Senior vice-president Sunder Singh Bhandari, who has a Rashtriya Swayamsevak Sangh background, was another possible contender, but his candidacy did not really take off. Bhandari is considered senior to Thakre, but is known to be candid rather than diplomatic in dealing with party workers and the media.
Although factionalism in the BJP unit in Madhya Pradesh intensified under Thakre's leadership, he built up and strengthened the party not only in his home State, but also in other States whose affairs he oversaw in his capacity as the party's general secretary (organisation) at the BJP's Central Office.
One of the tasks before Thakre after he formally takes over from Advani at the party's National Council meeting in Gandhinagar on May 3 will be to help the BJP-led Government at the Centre survive in office. On April 6, the 18th anniversary of the BJP's founding, party workers took a pledge to cooperate with the Government in "bringing about a change in the social order"; to work to "free India from the scourge of bhay (fear), bhookh (hunger) and bhrashtachar (corruption)"; and not to do anything that would bring a bad name to the Government.

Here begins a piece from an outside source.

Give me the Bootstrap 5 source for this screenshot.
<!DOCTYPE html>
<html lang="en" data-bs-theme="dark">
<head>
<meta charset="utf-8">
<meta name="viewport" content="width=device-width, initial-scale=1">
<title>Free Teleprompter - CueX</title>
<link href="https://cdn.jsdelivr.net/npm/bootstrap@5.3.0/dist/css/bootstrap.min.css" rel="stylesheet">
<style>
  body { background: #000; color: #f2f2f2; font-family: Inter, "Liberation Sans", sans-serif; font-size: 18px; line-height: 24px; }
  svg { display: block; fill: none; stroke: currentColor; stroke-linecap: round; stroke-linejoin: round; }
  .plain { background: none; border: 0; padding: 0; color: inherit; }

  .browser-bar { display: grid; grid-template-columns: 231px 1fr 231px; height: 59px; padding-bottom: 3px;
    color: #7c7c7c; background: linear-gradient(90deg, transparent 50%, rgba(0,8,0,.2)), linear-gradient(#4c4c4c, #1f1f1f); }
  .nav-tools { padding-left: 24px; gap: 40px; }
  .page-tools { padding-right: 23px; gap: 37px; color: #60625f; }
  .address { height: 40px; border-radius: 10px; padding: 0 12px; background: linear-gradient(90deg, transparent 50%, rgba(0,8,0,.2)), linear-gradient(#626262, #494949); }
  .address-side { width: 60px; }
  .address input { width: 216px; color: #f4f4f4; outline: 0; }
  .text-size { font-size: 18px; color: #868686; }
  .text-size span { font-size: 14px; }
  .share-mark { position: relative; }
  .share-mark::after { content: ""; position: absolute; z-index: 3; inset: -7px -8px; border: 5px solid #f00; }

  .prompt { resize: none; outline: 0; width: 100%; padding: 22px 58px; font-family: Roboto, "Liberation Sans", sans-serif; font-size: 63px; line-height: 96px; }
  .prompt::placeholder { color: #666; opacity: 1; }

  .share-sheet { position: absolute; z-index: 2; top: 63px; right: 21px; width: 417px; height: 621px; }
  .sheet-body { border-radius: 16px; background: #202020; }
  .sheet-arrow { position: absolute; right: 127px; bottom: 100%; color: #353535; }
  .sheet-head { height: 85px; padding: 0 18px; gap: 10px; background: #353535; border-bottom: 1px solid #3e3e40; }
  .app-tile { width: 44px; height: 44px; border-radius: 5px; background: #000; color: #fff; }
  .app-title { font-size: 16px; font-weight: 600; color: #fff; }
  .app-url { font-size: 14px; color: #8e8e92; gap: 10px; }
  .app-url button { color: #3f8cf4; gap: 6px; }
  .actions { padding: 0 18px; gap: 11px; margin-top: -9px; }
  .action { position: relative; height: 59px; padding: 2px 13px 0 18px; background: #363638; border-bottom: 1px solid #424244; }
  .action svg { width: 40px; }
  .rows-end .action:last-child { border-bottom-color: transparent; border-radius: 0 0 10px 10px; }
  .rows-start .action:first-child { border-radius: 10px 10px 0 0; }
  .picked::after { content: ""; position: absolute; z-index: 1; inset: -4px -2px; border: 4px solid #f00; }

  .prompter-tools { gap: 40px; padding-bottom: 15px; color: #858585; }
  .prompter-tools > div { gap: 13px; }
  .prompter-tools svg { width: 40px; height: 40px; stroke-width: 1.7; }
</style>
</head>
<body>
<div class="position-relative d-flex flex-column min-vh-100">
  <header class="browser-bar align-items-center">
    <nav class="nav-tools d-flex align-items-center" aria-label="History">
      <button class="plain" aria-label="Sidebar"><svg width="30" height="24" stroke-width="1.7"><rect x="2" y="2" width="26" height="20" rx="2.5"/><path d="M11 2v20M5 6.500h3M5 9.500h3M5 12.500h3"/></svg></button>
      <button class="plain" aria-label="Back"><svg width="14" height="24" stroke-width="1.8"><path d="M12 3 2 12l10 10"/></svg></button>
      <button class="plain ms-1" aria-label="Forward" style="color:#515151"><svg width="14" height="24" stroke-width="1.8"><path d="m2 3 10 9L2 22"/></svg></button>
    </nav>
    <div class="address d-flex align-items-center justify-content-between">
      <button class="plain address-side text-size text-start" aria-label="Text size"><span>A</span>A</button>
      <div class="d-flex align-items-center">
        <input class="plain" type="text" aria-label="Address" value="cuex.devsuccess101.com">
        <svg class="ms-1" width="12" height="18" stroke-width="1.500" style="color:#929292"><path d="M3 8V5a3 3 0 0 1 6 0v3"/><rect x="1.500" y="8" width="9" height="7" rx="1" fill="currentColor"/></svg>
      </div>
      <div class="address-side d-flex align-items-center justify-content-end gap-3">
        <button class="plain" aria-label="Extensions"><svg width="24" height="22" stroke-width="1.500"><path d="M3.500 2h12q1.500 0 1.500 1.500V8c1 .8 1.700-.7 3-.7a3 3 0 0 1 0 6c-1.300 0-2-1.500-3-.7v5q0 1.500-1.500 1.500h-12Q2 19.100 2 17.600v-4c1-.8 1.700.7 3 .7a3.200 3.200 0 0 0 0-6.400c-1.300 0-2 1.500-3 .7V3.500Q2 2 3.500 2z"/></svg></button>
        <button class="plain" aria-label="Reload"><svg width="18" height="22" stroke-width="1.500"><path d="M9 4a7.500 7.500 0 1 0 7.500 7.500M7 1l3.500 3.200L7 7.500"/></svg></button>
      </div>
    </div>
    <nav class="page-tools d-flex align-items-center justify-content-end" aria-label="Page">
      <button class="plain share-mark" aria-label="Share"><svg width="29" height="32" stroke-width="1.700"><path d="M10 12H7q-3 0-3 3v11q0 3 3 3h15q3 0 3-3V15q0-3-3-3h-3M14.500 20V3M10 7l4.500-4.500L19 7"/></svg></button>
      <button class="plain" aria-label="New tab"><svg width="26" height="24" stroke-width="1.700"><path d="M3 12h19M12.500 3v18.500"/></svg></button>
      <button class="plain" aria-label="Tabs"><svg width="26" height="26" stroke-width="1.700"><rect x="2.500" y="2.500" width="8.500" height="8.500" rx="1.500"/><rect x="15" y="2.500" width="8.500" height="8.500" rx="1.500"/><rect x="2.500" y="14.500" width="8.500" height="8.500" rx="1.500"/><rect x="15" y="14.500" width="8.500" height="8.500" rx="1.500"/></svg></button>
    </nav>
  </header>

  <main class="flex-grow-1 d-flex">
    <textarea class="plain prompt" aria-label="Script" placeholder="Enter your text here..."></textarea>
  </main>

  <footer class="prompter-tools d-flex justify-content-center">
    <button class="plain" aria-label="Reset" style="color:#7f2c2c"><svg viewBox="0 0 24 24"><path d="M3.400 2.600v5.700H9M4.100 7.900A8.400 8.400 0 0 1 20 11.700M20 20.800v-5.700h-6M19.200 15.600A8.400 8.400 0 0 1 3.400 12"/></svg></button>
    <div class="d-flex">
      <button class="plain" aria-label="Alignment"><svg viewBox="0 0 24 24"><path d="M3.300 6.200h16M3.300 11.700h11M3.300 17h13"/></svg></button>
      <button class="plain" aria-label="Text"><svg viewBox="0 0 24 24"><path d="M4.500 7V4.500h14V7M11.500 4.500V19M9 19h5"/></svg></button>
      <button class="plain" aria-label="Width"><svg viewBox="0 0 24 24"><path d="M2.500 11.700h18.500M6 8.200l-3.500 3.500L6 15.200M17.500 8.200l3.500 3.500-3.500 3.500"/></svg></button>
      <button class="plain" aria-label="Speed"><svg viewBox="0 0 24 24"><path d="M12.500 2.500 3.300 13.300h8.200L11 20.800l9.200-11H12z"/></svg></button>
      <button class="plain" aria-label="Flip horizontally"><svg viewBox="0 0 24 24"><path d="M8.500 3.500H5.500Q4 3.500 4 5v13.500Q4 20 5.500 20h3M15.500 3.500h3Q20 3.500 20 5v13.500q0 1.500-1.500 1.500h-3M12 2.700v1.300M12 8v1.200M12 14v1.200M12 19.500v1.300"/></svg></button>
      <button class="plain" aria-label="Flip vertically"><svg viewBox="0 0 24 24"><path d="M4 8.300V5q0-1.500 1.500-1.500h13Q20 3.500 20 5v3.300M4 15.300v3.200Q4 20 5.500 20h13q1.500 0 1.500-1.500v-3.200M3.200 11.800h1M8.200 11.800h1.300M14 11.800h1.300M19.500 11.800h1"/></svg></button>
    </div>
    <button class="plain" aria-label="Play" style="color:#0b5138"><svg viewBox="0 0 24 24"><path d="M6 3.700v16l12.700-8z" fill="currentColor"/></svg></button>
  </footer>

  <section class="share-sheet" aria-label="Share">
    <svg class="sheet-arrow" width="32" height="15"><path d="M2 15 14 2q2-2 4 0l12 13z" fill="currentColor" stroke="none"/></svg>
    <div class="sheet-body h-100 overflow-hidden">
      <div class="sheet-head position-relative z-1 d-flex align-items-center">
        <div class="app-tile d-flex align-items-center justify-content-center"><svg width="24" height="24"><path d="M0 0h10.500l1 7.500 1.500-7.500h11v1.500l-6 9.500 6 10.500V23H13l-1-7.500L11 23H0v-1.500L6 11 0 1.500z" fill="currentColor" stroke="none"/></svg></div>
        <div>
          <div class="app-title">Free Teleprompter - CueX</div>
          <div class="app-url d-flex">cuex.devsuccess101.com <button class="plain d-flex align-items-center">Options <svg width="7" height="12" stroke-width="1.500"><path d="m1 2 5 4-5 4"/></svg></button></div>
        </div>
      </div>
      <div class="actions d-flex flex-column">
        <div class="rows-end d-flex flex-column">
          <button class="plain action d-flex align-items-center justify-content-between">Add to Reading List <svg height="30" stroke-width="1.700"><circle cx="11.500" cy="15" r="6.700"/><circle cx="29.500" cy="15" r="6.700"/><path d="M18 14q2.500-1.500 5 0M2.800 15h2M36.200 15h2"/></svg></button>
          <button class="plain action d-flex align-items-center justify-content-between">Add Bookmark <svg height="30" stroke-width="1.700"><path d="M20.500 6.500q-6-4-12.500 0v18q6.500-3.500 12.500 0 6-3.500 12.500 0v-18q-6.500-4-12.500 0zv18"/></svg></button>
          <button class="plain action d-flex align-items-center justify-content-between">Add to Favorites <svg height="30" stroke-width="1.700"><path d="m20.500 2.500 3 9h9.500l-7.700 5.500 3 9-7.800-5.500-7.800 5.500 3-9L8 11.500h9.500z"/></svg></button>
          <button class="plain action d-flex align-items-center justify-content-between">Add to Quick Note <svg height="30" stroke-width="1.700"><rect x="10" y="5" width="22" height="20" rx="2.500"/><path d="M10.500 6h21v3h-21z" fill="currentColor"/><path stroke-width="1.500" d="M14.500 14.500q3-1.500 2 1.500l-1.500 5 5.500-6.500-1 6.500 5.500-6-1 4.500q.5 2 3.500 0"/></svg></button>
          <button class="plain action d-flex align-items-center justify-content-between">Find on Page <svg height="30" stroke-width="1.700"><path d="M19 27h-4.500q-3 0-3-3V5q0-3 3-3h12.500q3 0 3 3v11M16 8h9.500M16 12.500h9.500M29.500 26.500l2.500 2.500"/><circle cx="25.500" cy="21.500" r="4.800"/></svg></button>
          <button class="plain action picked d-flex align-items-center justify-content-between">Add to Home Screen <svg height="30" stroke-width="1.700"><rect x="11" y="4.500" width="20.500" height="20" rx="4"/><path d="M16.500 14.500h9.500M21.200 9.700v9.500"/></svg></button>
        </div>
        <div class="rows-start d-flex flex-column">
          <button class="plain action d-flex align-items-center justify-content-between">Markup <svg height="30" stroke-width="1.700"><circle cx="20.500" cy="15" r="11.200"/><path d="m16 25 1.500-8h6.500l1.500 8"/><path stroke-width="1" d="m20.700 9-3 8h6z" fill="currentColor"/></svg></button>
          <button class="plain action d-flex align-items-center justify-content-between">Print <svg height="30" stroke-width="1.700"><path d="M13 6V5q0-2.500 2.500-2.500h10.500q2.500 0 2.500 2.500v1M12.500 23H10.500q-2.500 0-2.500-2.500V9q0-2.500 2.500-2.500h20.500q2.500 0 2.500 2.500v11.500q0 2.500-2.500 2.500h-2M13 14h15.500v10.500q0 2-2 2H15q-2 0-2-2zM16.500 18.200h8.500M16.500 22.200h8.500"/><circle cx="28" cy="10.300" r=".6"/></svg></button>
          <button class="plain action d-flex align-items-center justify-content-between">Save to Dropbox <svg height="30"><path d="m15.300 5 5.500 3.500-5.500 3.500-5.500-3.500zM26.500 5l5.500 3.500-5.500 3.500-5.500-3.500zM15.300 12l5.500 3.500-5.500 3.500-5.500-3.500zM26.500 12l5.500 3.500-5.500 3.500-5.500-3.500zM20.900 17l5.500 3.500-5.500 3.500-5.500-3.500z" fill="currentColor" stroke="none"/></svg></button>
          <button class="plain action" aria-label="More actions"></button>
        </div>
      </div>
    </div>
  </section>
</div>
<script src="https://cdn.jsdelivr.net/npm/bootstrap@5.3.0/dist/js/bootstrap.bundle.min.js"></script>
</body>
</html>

Just how seriously that pledge will be taken is not clear, particularly in the light of rather facetious remarks made at the national executive meeting by Pramod Mahajan, the Prime Minister's political adviser (who, along with Planning Commission Deputy Chairman Jaswant Singh, was administered the oath of secrecy in an unprecedented step to avert a controversy over their securing access to government files without taking the oath).